TLDR Crypto 2026-04-29
Code is not a Crime 🧑💻, Strategic Bitcoin Reserve 🟠, Stablecoin Flywheel Economics 🪙
White House Crypto Advisor Hints at Trump's Strategic Bitcoin Reserve (3 minute read)
Patrick Witt, executive director of the President's Council of Advisors for Digital Assets, previewed a "big announcement" on next steps for Trump's strategic bitcoin reserve in the coming weeks, noting the team has been working through the legal interpretations needed to solidify and protect the reserve's digital assets. The reserve currently faces a durability problem as executive orders don't carry the staying power of legislation, which is why Sen. Lummis and Rep. Begich have reintroduced the BITCOIN Act to codify it.
DOJ Confirms 'Code Is Not a Crime' (3 minute read)
The DOJ will no longer investigate or charge blockchain developers for crimes committed by third parties using their software, provided the developer had no knowing involvement in those crimes. The new policy directly reverses the enforcement posture that produced Roman Storm's conviction in August 2025 and Roman Semenov's 2023 indictment over Tornado Cash. Crypto legal observers flag that the "knowingly helping" standard remains undefined, leaving open questions about where prosecutorial discretion ends and protected open-source development begins.
Aave Publishes Technical Implementation Plan to Restore rsETH Backing (3 minute read)
DeFi United, a coalition of ecosystem participants, has published the full technical implementation plan to restore KelpDAO's rsETH backing following the April 18 bridge exploit, where a forged inbound packet on the Unichain-to-Ethereum route released 116,500 rsETH without a corresponding burn. The exploiter distributed the rsETH across multiple addresses, supplied portions as collateral on Aave V3 (Ethereum and Arbitrum) and Compound, with seven addresses still holding active rsETH-backed positions. The plan covers the full path to making rsETH whole and resuming normal market operations, a critical test of DeFi's ability to coordinate post-exploit recovery at scale.
Japan's Bitbank Launch Crypto-Linked Credit Card: Pays Bills in Bitcoin (3 minute read)
The EPOS CRYPTO Card for bitbank is a Visa credit card that lets users settle monthly payments by selling BTC from their bitbank holdings at a predetermined rate, a first-of-its-kind product in Japan. The card offers 0.5% crypto rewards (payable in BTC, ETH, or ASTR), has no annual fee, and includes a ¥2,000 crypto welcome bonus. It's a notable consumer product that bridges crypto holdings and everyday card spending in Japan's regulated market. The card is a potential template for similar products in other jurisdictions.
The Hitchhiker's Guide to Onchain Credit (6 minute read)

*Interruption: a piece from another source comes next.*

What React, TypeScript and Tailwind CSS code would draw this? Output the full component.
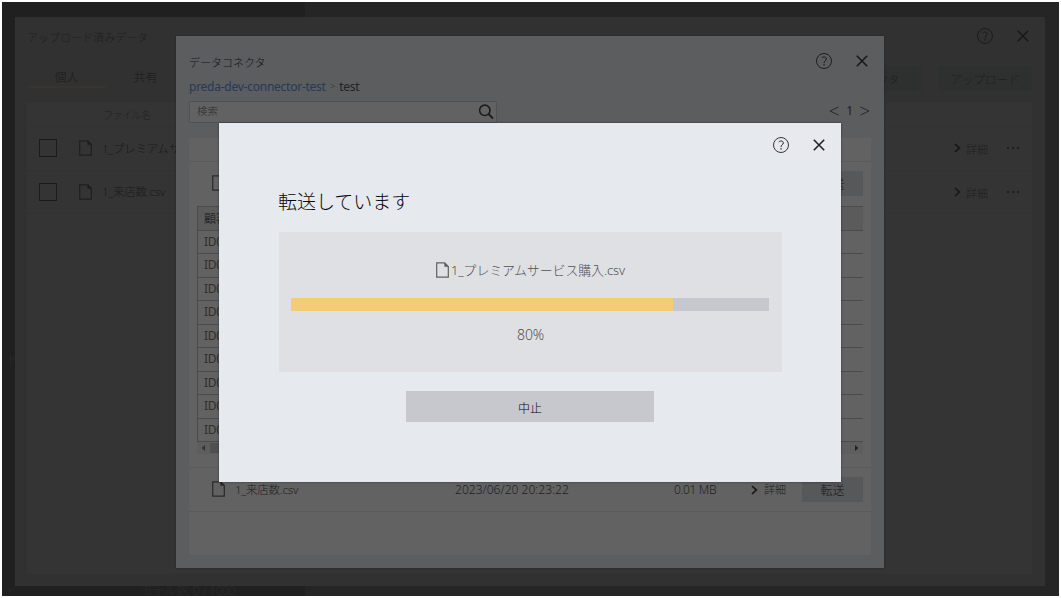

There are over 160 startups, protocols, and institutions across the onchain credit ecosystem, categorized into four main layers. These are Credit Issuance, Capital Allocation, Infrastructure, and Risk Management, with 19 sub-categories. The Credit Issuance layer spans institutional credit funds, tokenized offchain credit, and onchain origination models, including overcollateralized lending, P2P, InfraFi, and PayFi. This report provides a useful mental model for anyone trying to understand who the players are, which categories matter, and where the gaps remain in the onchain credit stack.
The Capital Suck: Stablecoin Flywheel Economics (6 minute read)
Onchain stablecoins generate 122x annual economic velocity per dollar deployed, compared to PayPal's ~40x turnover and US M2's 1.4x, with each $1B in stablecoin supply producing roughly $19M in annualized protocol revenue (excluding issuer float). Supply has grown 60x since 2020 to ~$300B, still just 1.4% of US M2, while tokenized RWAs have tripled to ~$25B over two years, led by BlackRock's BUIDL crossing $2B. The flywheel is now showing in market-hours displacement: during the Iran escalation, traders routed volume to onchain perps on platforms like Hyperliquid rather than waiting for traditional venues to reopen.
No One Cares About Crypto Research (6 minute read)
AI has pushed the cost of producing average crypto research to near zero, flooding the market with low-quality content and eroding the price-moving influence that early firms like Messari and Delphi Digital once carried. Institutional advisory demand has nonetheless accelerated through 2026, as organizations entering blockchain seek judgment and perspective rather than information aggregation. Four Pillars is responding by restructuring into five divisions (Crypto, Asia, Institution, Investment, and Tech) and announcing a Series A to reposition around perspective-driven, high-conviction coverage.